> Goal
Wherever "index" appears in a line, copy that line.
═══ Given data
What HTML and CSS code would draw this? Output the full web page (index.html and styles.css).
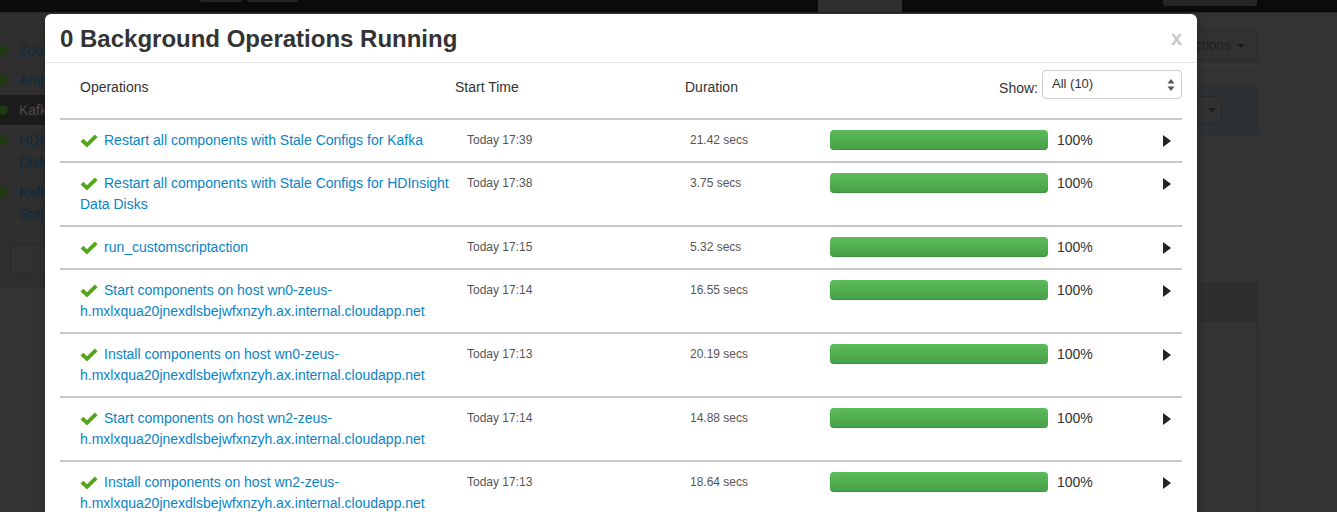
FILE: index.html
```html
<!DOCTYPE html>
<html>
<head>
<meta charset="utf-8">
<title>Background Operations</title>
<link rel="stylesheet" href="styles.css">
</head>
<body>
<div class="page">
  <div class="navbar">
    <span class="nbtn nb1"></span>
    <span class="nbtn nb2"></span>
    <span class="nav-active"></span>
    <span class="nbtn nb3"></span>
  </div>
  <div class="content">
    <aside class="sidebar">
      <ul class="svc-list">
        <li class="svc"><span class="dot"></span><span>Zookeeper</span></li>
        <li class="svc"><span class="dot"></span><span>Ambari Metrics</span></li>
        <li class="svc active"><span class="dot"></span><span>Kafka</span></li>
        <li class="svc"><span class="dot"></span><span>HDInsight<br>Disks</span></li>
        <li class="svc"><span class="dot"></span><span>Kafka<br>Storage</span></li>
      </ul>
      <div class="side-btn"></div>
    </aside>
    <main class="main">
      <div class="svc-actions">Service Actions <span class="caret"></span></div>
      <div class="main-rule"></div>
      <div class="summary-panel"><div class="panel-btn"><span class="caret"></span></div></div>
      <div class="box"><div class="box-head"></div></div>
    </main>
  </div>
</div>

<div class="modal">
  <div class="modal-header">
    <h3 class="modal-title">0 Background Operations Running</h3>
    <span class="close">x</span>
  </div>
  <div class="modal-body">
    <div class="ops-head">
      <div class="h-ops">Operations</div>
      <div class="h-time">Start Time</div>
      <div class="h-dur">Duration</div>
      <div class="h-show">
        <span class="show-label">Show:</span>
        <div class="select">All (10)
          <svg class="sel-arrows" width="8" height="14" viewBox="0 0 8 14"><path d="M4 1 L7.5 5.5 L0.5 5.5 Z M4 13 L7.5 8.5 L0.5 8.5 Z" fill="#555"/></svg>
        </div>
      </div>
    </div>

    <div class="op-row">
      <div class="op-name"><svg class="chk" width="18" height="14" viewBox="0 0 18 14"><path d="M0.5 7.5 L3.5 4.8 L7 8.2 L14.8 0.5 L17.6 3.3 L7 13.6 Z" fill="#57a51c"/></svg><a>Restart all components with Stale Configs for Kafka</a></div>
      <div class="op-time">Today 17:39</div>
      <div class="op-dur">21.42 secs</div>
      <div class="op-prog"><div class="bar"></div><span class="pct">100%</span></div>
      <div class="op-arrow"><span class="tri"></span></div>
    </div>

    <div class="op-row">
      <div class="op-name"><svg class="chk" width="18" height="14" viewBox="0 0 18 14"><path d="M0.5 7.5 L3.5 4.8 L7 8.2 L14.8 0.5 L17.6 3.3 L7 13.6 Z" fill="#57a51c"/></svg><a>Restart all components with Stale Configs for HDInsight Data Disks</a></div>
      <div class="op-time">Today 17:38</div>
      <div class="op-dur">3.75 secs</div>
      <div class="op-prog"><div class="bar"></div><span class="pct">100%</span></div>
      <div class="op-arrow"><span class="tri"></span></div>
    </div>

    <div class="op-row">
      <div class="op-name"><svg class="chk" width="18" height="14" viewBox="0 0 18 14"><path d="M0.5 7.5 L3.5 4.8 L7 8.2 L14.8 0.5 L17.6 3.3 L7 13.6 Z" fill="#57a51c"/></svg><a>run_customscriptaction</a></div>
      <div class="op-time">Today 17:15</div>
      <div class="op-dur">5.32 secs</div>
      <div class="op-prog"><div class="bar"></div><span class="pct">100%</span></div>
      <div class="op-arrow"><span class="tri"></span></div>
    </div>

    <div class="op-row">
      <div class="op-name"><svg class="chk" width="18" height="14" viewBox="0 0 18 14"><path d="M0.5 7.5 L3.5 4.8 L7 8.2 L14.8 0.5 L17.6 3.3 L7 13.6 Z" fill="#57a51c"/></svg><a>Start components on host wn0-zeus-h.mxlxqua20jnexdlsbejwfxnzyh.ax.internal.cloudapp.net</a></div>
      <div class="op-time">Today 17:14</div>
      <div class="op-dur">16.55 secs</div>
      <div class="op-prog"><div class="bar"></div><span class="pct">100%</span></div>
      <div class="op-arrow"><span class="tri"></span></div>
    </div>

    <div class="op-row">
      <div class="op-name"><svg class="chk" width="18" height="14" viewBox="0 0 18 14"><path d="M0.5 7.5 L3.5 4.8 L7 8.2 L14.8 0.5 L17.6 3.3 L7 13.6 Z" fill="#57a51c"/></svg><a>Install components on host wn0-zeus-h.mxlxqua20jnexdlsbejwfxnzyh.ax.internal.cloudapp.net</a></div>
      <div class="op-time">Today 17:13</div>
      <div class="op-dur">20.19 secs</div>
      <div class="op-prog"><div class="bar"></div><span class="pct">100%</span></div>
      <div class="op-arrow"><span class="tri"></span></div>
    </div>

    <div class="op-row">
      <div class="op-name"><svg class="chk" width="18" height="14" viewBox="0 0 18 14"><path d="M0.5 7.5 L3.5 4.8 L7 8.2 L14.8 0.5 L17.6 3.3 L7 13.6 Z" fill="#57a51c"/></svg><a>Start components on host wn2-zeus-h.mxlxqua20jnexdlsbejwfxnzyh.ax.internal.cloudapp.net</a></div>
      <div class="op-time">Today 17:14</div>
      <div class="op-dur">14.88 secs</div>
      <div class="op-prog"><div class="bar"></div><span class="pct">100%</span></div>
      <div class="op-arrow"><span class="tri"></span></div>
    </div>

    <div class="op-row">
      <div class="op-name"><svg class="chk" width="18" height="14" viewBox="0 0 18 14"><path d="M0.5 7.5 L3.5 4.8 L7 8.2 L14.8 0.5 L17.6 3.3 L7 13.6 Z" fill="#57a51c"/></svg><a>Install components on host wn2-zeus-h.mxlxqua20jnexdlsbejwfxnzyh.ax.internal.cloudapp.net</a></div>
      <div class="op-time">Today 17:13</div>
      <div class="op-dur">18.64 secs</div>
      <div class="op-prog"><div class="bar"></div><span class="pct">100%</span></div>
      <div class="op-arrow"><span class="tri"></span></div>
    </div>
  </div>
</div>
</body>
</html>
```

FILE: styles.css
```css
html, body {
  margin: 0;
  padding: 0;
  height: 100%;
  overflow: hidden;
}
body {
  background: #333333;
  font-family: "Liberation Sans", Arial, Helvetica, sans-serif;
  font-size: 14px;
  color: #333;
}

/* ---------- dimmed page behind the modal ---------- */
.page {
  height: 100%;
  display: flex;
  flex-direction: column;
}
.navbar {
  height: 12px;
  flex: none;
  background: #0b0b0b;
  border-bottom: 1px solid #262626;
  display: flex;
  align-items: flex-start;
  padding-left: 200px;
}
.nbtn {
  display: block;
  background: #262626;
  border-radius: 0 0 3px 3px;
}
.nb1 { width: 42px; height: 2px; }
.nb2 { width: 51px; height: 2px; margin-left: 5px; }
.nav-active {
  display: block;
  width: 84px;
  height: 12px;
  margin-left: 520px;
  background: #2f2f2f;
}
.nb3 { width: 94px; height: 6px; margin-left: 261px; }

.content {
  flex: 1;
  display: flex;
}
.sidebar {
  width: 230px;
  flex: none;
  height: 274px;
  background: #2f2f2f;
  border-bottom: 1px solid #292929;
  padding-top: 22px;
  box-sizing: border-box;
}
.svc-list {
  list-style: none;
  margin: 0;
  padding: 0;
}
.svc {
  display: flex;
  align-items: flex-start;
  gap: 11px;
  padding: 4px 0;
  line-height: 22px;
  color: #0c2a40;
  font-size: 14px;
}
.svc.active {
  background: #1c1c1c;
  color: #4a4a4a;
}
.dot {
  width: 10px;
  height: 10px;
  border-radius: 50%;
  background: #1d3a10;
  margin-top: 6px;
  margin-left: -2px;
  flex: none;
}
.side-btn {
  margin: 15px 10px 0;
  height: 28px;
  border: 1px solid #282828;
  border-radius: 4px;
  background: #313131;
}

.main {
  flex: 1;
  display: flex;
  flex-direction: column;
  align-items: flex-end;
  padding-right: 79px;
  padding-left: 20px;
}
.svc-actions {
  margin-top: 17px;
  height: 29px;
  line-height: 29px;
  padding: 0 12px;
  background: #313131;
  border: 1px solid #2a2a2a;
  border-radius: 4px;
  color: #1f1f1f;
  font-size: 14px;
}
.caret {
  display: inline-block;
  width: 0;
  height: 0;
  border-left: 4px solid transparent;
  border-right: 4px solid transparent;
  border-top: 4px solid #1a1a1a;
  vertical-align: middle;
  margin-left: 2px;
}
.main-rule {
  align-self: stretch;
  border-top: 1px solid #3a3a3a;
  margin-top: 4px;
}
.summary-panel {
  margin-top: 20px;
  align-self: stretch;
  height: 46px;
  background: #2e3133;
  border: 1px solid #2b2e30;
  border-radius: 4px;
  display: flex;
  justify-content: flex-end;
  align-items: center;
  padding-right: 35px;
}
.panel-btn {
  width: 60px;
  height: 28px;
  border: 1px solid #282828;
  border-radius: 4px;
  background: #313131;
  display: flex;
  align-items: center;
  justify-content: flex-end;
  padding-right: 5px;
  box-sizing: border-box;
}
.box {
  margin-top: 149px;
  align-self: stretch;
  flex: 1;
  border: 1px solid #2b2b2b;
  border-bottom: none;
}
.box-head {
  height: 37px;
  background: #2e2e2e;
  border-bottom: 1px solid #2a2a2a;
}

/* ---------- modal ---------- */
.modal {
  position: absolute;
  left: 45px;
  top: 14px;
  width: 1152px;
  height: 540px;
  background: #fff;
  border-radius: 6px 6px 0 0;
  box-shadow: 0 3px 7px rgba(0, 0, 0, 0.3);
}
.modal-header {
  height: 48px;
  border-bottom: 1px solid #e5e5e5;
  display: flex;
  align-items: center;
  justify-content: space-between;
  padding: 0 15px;
}
.modal-title {
  margin: 0;
  font-size: 24px;
  font-weight: bold;
  color: #333;
  line-height: 30px;
  margin-top: 2px;
}
.close {
  font-size: 20px;
  font-weight: bold;
  color: #c8c8c8;
  line-height: 20px;
}
.modal-body {
  padding: 0 15px;
}
.ops-head,
.op-row {
  display: grid;
  grid-template-columns: 395px 230px 145px 1fr 32px;
}
.ops-head {
  height: 55px;
  box-sizing: border-box;
  padding-top: 7px;
  align-items: start;
}
.h-ops, .h-time, .h-dur {
  padding-top: 7px;
  line-height: 20px;
  font-size: 14px;
  color: #333;
}
.h-ops { padding-left: 20px; }
.h-show {
  grid-column: 4 / 6;
  display: flex;
  justify-content: flex-end;
  align-items: flex-start;
  gap: 4px;
}
.show-label {
  padding-top: 8px;
  line-height: 20px;
}
.select {
  width: 140px;
  height: 29px;
  box-sizing: border-box;
  border: 1px solid #cccccc;
  border-radius: 4px;
  padding: 0 9px;
  line-height: 26px;
  font-size: 13px;
  color: #333;
  display: flex;
  justify-content: space-between;
  align-items: flex-start;
}
.sel-arrows {
  margin-top: 7px;
  margin-right: -3px;
}

.op-row {
  border-top: 2px solid #c8c8c8;
  padding: 10px 0;
  line-height: 21px;
}
.op-name {
  padding-left: 20px;
  font-size: 14px;
  padding-right: 2px;
}
.op-name a {
  color: #0a84c8;
  text-decoration: none;
}
.chk {
  vertical-align: -3px;
  margin-right: 6px;
}
.op-time, .op-dur {
  font-size: 12px;
  color: #555;
  line-height: 19px;
  padding-top: 1px;
}
.op-time { padding-left: 12px; }
.op-dur { padding-left: 5px; }
.op-prog {
  display: flex;
  align-items: flex-start;
  gap: 9px;
}
.bar {
  width: 218px;
  height: 20px;
  border-radius: 4px;
  background: linear-gradient(to bottom, #5cbc5a, #46a046);
  box-shadow: inset 0 -1px 0 rgba(0, 0, 0, 0.1);
}
.pct {
  font-size: 14px;
  color: #333;
  line-height: 20px;
}
.op-arrow {
  padding-left: 13px;
  padding-top: 5px;
}
.tri {
  display: block;
  width: 0;
  height: 0;
  border-top: 6px solid transparent;
  border-bottom: 6px solid transparent;
  border-left: 8px solid #222;
}
```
══════
> Expected answer
What HTML and CSS code would draw this? Output the full web page (index.html and styles.css).
FILE: index.html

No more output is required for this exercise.